Nothing outside the range is to be copied. From the entries below, reproduce exactly the lines starting at the one with "Give me the" and ending at the one with "const ROOM = 'Administration", without pictures.
:: RECORDS SHOWN ::
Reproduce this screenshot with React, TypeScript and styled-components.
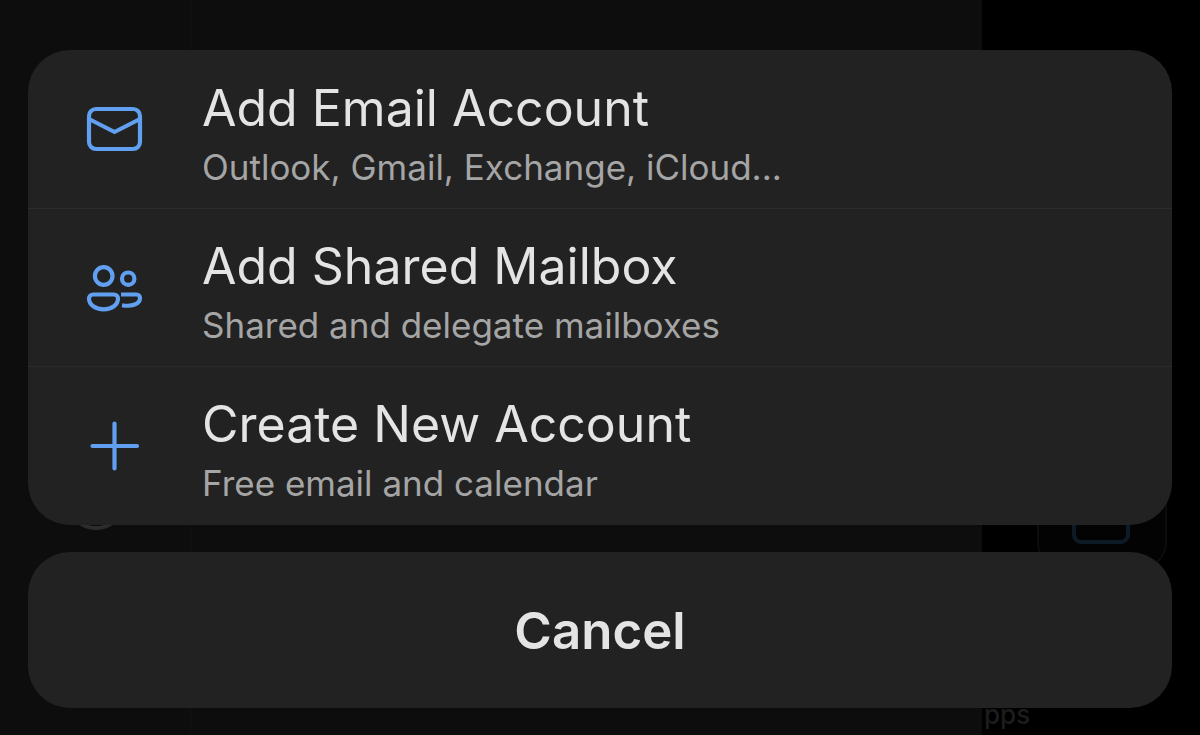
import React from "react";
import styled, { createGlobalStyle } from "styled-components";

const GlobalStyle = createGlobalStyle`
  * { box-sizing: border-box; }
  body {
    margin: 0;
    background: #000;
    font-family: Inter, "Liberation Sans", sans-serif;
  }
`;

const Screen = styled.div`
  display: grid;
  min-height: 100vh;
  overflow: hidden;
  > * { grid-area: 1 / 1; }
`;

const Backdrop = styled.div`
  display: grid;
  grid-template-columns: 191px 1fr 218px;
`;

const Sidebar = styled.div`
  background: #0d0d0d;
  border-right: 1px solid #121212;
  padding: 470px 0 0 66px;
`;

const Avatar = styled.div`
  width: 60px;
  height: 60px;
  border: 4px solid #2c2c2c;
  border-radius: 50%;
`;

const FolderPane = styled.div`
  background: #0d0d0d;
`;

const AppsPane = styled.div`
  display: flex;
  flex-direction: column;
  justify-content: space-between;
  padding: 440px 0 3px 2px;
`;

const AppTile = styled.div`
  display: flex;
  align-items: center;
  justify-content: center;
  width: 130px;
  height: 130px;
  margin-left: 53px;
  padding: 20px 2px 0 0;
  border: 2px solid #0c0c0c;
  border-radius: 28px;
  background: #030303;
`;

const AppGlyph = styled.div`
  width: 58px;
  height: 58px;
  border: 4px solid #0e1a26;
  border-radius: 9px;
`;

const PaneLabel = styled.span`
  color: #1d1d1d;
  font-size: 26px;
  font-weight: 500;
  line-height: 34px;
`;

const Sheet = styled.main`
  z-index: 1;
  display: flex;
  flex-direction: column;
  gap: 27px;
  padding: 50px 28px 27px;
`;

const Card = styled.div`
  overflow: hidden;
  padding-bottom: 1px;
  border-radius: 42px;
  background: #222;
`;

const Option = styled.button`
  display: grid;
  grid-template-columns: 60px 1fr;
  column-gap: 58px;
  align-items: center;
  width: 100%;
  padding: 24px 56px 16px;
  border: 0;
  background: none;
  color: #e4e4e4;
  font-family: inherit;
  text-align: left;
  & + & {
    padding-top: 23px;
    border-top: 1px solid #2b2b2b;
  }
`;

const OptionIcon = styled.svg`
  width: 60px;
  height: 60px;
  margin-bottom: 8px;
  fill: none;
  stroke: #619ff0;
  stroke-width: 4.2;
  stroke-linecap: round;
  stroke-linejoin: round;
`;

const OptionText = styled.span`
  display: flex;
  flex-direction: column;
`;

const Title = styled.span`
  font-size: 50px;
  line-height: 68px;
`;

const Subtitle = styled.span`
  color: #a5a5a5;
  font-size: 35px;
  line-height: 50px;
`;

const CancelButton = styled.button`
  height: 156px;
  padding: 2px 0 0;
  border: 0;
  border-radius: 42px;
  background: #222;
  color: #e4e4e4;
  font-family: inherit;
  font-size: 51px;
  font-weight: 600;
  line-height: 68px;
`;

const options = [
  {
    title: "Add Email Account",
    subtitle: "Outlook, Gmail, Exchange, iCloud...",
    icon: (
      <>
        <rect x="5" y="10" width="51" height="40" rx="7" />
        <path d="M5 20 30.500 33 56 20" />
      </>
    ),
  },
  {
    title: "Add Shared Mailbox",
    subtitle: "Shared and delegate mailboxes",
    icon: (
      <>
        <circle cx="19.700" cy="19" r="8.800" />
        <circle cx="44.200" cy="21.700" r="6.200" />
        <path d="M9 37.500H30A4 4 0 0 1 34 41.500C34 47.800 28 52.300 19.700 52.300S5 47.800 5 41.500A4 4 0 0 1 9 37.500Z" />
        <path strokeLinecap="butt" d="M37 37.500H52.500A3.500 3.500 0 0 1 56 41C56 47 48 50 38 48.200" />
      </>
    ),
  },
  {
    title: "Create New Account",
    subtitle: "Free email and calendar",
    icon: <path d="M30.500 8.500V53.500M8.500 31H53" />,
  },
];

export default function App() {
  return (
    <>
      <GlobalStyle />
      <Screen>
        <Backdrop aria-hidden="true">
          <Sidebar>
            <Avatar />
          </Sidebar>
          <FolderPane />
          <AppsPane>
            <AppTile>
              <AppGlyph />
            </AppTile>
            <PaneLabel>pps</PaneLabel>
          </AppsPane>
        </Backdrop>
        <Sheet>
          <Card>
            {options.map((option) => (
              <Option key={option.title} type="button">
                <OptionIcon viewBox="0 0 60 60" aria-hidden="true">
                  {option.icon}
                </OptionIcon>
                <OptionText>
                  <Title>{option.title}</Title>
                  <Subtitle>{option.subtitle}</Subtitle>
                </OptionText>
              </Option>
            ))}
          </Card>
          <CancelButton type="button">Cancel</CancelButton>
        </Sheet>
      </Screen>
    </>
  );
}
:::
:: RECORDS SHOWN ::
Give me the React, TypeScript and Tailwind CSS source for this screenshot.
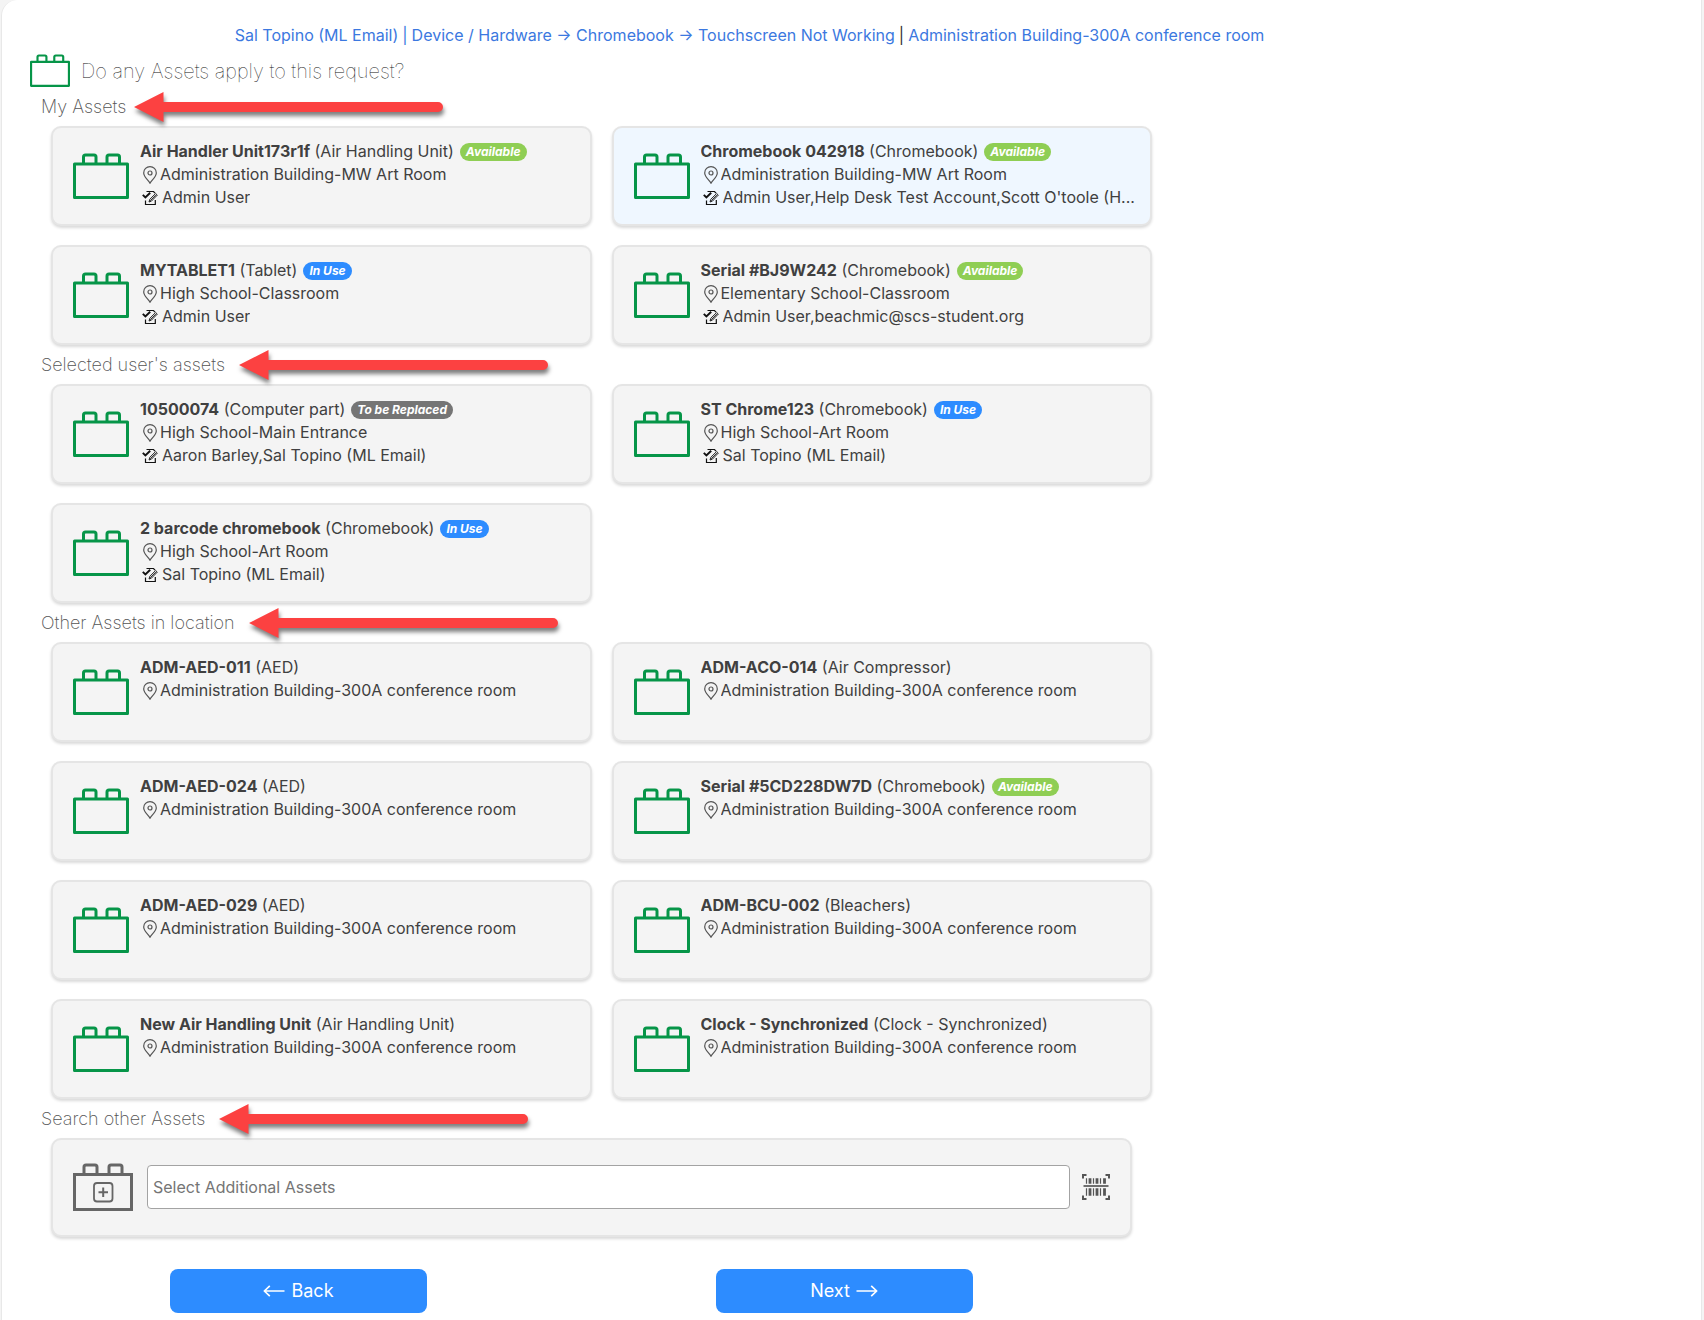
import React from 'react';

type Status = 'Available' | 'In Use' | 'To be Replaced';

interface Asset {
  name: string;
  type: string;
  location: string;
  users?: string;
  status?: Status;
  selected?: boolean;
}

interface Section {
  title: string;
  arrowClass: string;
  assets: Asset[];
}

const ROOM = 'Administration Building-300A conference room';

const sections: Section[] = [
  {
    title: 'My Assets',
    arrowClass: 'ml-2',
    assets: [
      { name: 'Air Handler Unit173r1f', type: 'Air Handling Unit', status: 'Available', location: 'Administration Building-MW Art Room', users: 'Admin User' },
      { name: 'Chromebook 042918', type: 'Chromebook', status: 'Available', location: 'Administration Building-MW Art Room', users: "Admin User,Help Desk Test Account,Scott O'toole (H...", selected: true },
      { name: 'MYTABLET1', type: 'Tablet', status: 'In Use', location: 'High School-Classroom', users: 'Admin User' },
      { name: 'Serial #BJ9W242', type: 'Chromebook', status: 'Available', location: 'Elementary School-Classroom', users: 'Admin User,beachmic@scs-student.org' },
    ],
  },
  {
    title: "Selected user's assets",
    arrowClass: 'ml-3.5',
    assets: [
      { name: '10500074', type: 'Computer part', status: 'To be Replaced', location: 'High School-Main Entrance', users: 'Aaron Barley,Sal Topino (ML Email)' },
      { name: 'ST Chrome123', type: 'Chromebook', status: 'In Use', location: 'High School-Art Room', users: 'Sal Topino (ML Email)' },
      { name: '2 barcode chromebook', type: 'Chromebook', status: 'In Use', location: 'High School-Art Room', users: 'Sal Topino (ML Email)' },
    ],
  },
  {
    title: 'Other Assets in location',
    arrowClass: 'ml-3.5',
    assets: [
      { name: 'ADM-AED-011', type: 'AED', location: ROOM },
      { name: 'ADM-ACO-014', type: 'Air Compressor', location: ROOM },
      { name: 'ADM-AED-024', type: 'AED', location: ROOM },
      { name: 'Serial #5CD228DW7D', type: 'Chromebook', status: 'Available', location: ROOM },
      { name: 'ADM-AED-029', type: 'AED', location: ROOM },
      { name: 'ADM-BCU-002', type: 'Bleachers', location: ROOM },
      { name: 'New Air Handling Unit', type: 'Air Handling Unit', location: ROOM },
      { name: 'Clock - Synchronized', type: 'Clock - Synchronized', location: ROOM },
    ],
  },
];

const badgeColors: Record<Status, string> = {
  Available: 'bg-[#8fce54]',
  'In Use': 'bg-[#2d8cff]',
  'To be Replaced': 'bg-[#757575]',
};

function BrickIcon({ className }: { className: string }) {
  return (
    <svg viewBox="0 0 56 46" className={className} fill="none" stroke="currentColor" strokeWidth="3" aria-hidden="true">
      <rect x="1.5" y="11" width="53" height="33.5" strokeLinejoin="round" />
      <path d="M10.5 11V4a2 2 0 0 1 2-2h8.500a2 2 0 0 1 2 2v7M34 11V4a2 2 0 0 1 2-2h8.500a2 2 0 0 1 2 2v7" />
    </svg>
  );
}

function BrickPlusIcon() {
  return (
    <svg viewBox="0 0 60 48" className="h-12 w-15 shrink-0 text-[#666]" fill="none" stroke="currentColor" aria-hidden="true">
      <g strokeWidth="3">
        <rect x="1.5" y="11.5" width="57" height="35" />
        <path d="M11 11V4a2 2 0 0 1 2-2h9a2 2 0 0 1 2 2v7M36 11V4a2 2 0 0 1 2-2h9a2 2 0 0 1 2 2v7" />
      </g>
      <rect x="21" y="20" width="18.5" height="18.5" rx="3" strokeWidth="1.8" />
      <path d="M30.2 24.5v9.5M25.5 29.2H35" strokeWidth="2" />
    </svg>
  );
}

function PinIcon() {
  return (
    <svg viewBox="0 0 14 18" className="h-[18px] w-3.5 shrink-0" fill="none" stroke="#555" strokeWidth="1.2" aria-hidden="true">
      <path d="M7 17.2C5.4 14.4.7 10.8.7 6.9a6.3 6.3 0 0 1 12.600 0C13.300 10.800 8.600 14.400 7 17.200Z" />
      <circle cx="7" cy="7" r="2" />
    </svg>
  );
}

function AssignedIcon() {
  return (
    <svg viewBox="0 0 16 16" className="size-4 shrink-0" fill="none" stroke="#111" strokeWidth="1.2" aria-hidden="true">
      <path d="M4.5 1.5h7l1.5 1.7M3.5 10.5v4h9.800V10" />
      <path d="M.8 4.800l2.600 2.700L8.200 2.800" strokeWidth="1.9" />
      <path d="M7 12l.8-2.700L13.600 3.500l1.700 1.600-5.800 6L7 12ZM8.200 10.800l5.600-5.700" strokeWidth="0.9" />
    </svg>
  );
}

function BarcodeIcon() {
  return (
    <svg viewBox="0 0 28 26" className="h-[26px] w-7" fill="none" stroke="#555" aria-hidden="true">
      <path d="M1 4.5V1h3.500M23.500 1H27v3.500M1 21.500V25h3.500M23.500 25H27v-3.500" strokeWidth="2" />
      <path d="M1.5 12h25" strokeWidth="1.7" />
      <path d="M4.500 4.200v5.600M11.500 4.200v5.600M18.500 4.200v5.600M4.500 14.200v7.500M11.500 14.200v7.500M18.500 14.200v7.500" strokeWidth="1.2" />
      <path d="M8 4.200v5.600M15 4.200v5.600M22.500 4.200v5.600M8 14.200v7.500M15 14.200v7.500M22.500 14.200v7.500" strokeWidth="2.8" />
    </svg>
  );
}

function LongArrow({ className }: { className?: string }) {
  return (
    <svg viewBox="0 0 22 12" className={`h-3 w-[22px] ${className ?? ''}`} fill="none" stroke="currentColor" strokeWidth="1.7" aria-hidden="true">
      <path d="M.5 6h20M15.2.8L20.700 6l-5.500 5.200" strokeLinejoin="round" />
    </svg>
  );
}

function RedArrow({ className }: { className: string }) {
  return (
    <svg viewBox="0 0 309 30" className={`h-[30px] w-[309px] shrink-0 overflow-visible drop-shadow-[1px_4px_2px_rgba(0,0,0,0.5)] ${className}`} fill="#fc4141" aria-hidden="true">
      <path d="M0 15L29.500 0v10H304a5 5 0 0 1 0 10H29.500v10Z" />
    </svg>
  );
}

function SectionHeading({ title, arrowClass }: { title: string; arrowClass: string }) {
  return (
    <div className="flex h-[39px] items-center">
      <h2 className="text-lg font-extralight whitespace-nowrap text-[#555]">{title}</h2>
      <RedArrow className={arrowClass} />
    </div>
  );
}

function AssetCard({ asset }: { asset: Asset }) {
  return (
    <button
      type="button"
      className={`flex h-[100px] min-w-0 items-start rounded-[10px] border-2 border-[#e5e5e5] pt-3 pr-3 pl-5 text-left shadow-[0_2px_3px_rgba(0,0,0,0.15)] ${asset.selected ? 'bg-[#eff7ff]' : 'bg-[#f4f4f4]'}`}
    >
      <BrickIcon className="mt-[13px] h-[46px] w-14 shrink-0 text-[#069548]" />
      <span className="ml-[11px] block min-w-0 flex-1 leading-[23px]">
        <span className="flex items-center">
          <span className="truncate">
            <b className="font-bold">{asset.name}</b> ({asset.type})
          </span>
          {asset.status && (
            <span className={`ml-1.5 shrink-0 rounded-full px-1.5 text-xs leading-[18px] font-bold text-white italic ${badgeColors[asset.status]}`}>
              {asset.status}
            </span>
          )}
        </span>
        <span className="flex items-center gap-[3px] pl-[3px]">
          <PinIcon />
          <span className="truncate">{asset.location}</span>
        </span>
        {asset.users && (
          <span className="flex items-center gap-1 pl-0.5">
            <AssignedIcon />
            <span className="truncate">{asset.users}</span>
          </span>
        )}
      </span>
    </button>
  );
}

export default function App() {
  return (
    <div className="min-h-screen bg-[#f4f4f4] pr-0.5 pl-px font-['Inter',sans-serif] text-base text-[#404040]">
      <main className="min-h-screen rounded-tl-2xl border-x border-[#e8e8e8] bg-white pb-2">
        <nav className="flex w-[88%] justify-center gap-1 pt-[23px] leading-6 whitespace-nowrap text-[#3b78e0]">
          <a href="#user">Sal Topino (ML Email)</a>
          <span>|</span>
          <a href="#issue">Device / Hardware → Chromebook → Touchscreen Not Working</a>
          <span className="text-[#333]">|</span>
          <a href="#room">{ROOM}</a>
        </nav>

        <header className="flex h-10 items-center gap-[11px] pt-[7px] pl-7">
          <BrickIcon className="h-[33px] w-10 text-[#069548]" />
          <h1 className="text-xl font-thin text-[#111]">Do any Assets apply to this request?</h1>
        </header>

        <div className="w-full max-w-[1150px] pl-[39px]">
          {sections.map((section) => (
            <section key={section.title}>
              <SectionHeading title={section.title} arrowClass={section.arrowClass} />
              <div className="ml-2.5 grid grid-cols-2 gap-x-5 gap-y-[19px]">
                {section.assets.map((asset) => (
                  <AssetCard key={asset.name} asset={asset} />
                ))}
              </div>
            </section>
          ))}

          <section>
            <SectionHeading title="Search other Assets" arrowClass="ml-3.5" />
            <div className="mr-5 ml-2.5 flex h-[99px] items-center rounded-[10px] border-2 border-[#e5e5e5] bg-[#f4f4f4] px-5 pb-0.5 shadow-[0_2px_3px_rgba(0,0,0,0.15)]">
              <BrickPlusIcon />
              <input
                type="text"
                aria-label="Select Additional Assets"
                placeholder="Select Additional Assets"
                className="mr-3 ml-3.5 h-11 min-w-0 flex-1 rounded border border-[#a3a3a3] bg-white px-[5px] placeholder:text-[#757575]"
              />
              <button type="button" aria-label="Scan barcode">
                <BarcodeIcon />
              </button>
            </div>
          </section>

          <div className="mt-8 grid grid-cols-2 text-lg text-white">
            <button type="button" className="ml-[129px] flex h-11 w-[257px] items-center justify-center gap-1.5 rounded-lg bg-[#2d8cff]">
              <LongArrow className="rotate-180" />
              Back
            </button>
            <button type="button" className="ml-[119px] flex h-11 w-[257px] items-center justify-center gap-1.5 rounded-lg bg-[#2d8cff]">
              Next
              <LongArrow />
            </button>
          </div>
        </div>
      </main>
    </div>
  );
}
:::
■ RESPONSE FOR THIS EXERCISE
Give me the React, TypeScript and Tailwind CSS source for this screenshot.
import React from 'react';

type Status = 'Available' | 'In Use' | 'To be Replaced';

interface Asset {
  name: string;
  type: string;
  location: string;
  users?: string;
  status?: Status;
  selected?: boolean;
}

interface Section {
  title: string;
  arrowClass: string;
  assets: Asset[];
}

const ROOM = 'Administration Building-300A conference room';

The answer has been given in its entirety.